Dataset excerpt.
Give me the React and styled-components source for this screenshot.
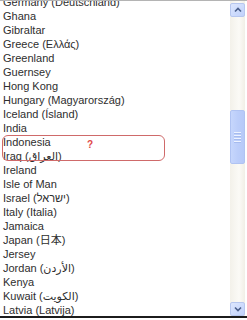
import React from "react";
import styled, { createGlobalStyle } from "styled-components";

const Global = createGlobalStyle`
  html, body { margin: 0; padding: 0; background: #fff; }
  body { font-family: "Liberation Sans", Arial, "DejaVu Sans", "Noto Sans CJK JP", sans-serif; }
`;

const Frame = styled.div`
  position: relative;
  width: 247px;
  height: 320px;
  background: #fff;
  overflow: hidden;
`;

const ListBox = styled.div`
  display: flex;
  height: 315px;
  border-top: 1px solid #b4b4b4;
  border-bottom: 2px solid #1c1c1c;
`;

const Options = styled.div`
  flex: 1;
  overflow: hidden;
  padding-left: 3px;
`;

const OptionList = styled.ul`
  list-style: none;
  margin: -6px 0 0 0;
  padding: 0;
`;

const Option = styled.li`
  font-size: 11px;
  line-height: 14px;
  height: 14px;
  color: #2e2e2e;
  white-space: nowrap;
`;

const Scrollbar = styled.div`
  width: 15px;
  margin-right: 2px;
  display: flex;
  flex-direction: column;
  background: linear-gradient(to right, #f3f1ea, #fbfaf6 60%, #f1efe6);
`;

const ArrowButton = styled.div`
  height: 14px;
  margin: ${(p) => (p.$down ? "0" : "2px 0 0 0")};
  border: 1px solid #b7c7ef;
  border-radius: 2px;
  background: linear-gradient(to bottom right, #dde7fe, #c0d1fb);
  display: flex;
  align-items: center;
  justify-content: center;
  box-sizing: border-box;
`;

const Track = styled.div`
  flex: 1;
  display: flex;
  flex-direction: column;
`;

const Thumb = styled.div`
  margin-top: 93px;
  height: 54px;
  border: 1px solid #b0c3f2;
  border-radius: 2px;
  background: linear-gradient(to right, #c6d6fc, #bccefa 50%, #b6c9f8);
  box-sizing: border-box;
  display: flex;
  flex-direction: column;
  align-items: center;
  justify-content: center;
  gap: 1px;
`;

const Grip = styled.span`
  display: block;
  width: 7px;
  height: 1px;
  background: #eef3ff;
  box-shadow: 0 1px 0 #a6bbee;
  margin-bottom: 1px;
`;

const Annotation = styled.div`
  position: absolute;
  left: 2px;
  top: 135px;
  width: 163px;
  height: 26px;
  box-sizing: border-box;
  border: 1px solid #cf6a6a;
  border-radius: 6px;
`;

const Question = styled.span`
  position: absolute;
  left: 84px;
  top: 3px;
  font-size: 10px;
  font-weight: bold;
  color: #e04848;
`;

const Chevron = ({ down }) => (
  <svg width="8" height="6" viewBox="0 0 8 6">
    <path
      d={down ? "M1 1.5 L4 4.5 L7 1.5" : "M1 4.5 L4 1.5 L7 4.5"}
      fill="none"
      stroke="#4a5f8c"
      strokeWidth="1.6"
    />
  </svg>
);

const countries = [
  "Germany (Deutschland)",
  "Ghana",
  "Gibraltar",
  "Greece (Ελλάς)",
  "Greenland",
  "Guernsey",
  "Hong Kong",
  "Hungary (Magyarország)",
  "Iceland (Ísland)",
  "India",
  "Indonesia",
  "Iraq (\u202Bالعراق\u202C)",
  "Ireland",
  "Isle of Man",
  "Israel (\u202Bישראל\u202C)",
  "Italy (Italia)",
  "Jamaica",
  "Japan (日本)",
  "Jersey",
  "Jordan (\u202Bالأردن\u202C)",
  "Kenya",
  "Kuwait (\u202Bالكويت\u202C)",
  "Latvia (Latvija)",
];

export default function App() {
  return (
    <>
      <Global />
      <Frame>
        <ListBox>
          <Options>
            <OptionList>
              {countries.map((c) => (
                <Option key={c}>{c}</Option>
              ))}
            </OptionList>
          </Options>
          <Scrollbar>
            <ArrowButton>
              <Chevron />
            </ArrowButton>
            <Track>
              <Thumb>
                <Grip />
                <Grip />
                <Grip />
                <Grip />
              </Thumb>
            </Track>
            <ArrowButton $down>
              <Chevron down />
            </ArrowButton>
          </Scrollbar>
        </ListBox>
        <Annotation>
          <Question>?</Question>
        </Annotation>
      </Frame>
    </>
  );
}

Stated exercise. Write out the whole listing again, exactly, with no pictures.

Result of the task.
Give me the React and styled-components source for this screenshot.
import React from "react";
import styled, { createGlobalStyle } from "styled-components";

const Global = createGlobalStyle`
  html, body { margin: 0; padding: 0; background: #fff; }
  body { font-family: "Liberation Sans", Arial, "DejaVu Sans", "Noto Sans CJK JP", sans-serif; }
`;

const Frame = styled.div`
  position: relative;
  width: 247px;
  height: 320px;
  background: #fff;
  overflow: hidden;
`;

const ListBox = styled.div`
  display: flex;
  height: 315px;
  border-top: 1px solid #b4b4b4;
  border-bottom: 2px solid #1c1c1c;
`;

const Options = styled.div`
  flex: 1;
  overflow: hidden;
  padding-left: 3px;
`;

const OptionList = styled.ul`
  list-style: none;
  margin: -6px 0 0 0;
  padding: 0;
`;

const Option = styled.li`
  font-size: 11px;
  line-height: 14px;
  height: 14px;
  color: #2e2e2e;
  white-space: nowrap;
`;

const Scrollbar = styled.div`
  width: 15px;
  margin-right: 2px;
  display: flex;
  flex-direction: column;
  background: linear-gradient(to right, #f3f1ea, #fbfaf6 60%, #f1efe6);
`;

const ArrowButton = styled.div`
  height: 14px;
  margin: ${(p) => (p.$down ? "0" : "2px 0 0 0")};
  border: 1px solid #b7c7ef;
  border-radius: 2px;
  background: linear-gradient(to bottom right, #dde7fe, #c0d1fb);
  display: flex;
  align-items: center;
  justify-content: center;
  box-sizing: border-box;
`;

const Track = styled.div`
  flex: 1;
  display: flex;
  flex-direction: column;
`;

const Thumb = styled.div`
  margin-top: 93px;
  height: 54px;
  border: 1px solid #b0c3f2;
  border-radius: 2px;
  background: linear-gradient(to right, #c6d6fc, #bccefa 50%, #b6c9f8);
  box-sizing: border-box;
  display: flex;
  flex-direction: column;
  align-items: center;
  justify-content: center;
  gap: 1px;
`;

const Grip = styled.span`
  display: block;
  width: 7px;
  height: 1px;
  background: #eef3ff;
  box-shadow: 0 1px 0 #a6bbee;
  margin-bottom: 1px;
`;

const Annotation = styled.div`
  position: absolute;
  left: 2px;
  top: 135px;
  width: 163px;
  height: 26px;
  box-sizing: border-box;
  border: 1px solid #cf6a6a;
  border-radius: 6px;
`;

const Question = styled.span`
  position: absolute;
  left: 84px;
  top: 3px;
  font-size: 10px;
  font-weight: bold;
  color: #e04848;
`;

const Chevron = ({ down }) => (
  <svg width="8" height="6" viewBox="0 0 8 6">
    <path
      d={down ? "M1 1.5 L4 4.5 L7 1.5" : "M1 4.5 L4 1.5 L7 4.5"}
      fill="none"
      stroke="#4a5f8c"
      strokeWidth="1.6"
    />
  </svg>
);

const countries = [
  "Germany (Deutschland)",
  "Ghana",
  "Gibraltar",
  "Greece (Ελλάς)",
  "Greenland",
  "Guernsey",
  "Hong Kong",
  "Hungary (Magyarország)",
  "Iceland (Ísland)",
  "India",
  "Indonesia",
  "Iraq (\u202Bالعراق\u202C)",
  "Ireland",
  "Isle of Man",
  "Israel (\u202Bישראל\u202C)",
  "Italy (Italia)",
  "Jamaica",
  "Japan (日本)",
  "Jersey",
  "Jordan (\u202Bالأردن\u202C)",
  "Kenya",
  "Kuwait (\u202Bالكويت\u202C)",
  "Latvia (Latvija)",
];

export default function App() {
  return (
    <>
      <Global />
      <Frame>
        <ListBox>
          <Options>
            <OptionList>
              {countries.map((c) => (
                <Option key={c}>{c}</Option>
              ))}
            </OptionList>
          </Options>
          <Scrollbar>
            <ArrowButton>
              <Chevron />
            </ArrowButton>
            <Track>
              <Thumb>
                <Grip />
                <Grip />
                <Grip />
                <Grip />
              </Thumb>
            </Track>
            <ArrowButton $down>
              <Chevron down />
            </ArrowButton>
          </Scrollbar>
        </ListBox>
        <Annotation>
          <Question>?</Question>
        </Annotation>
      </Frame>
    </>
  );
}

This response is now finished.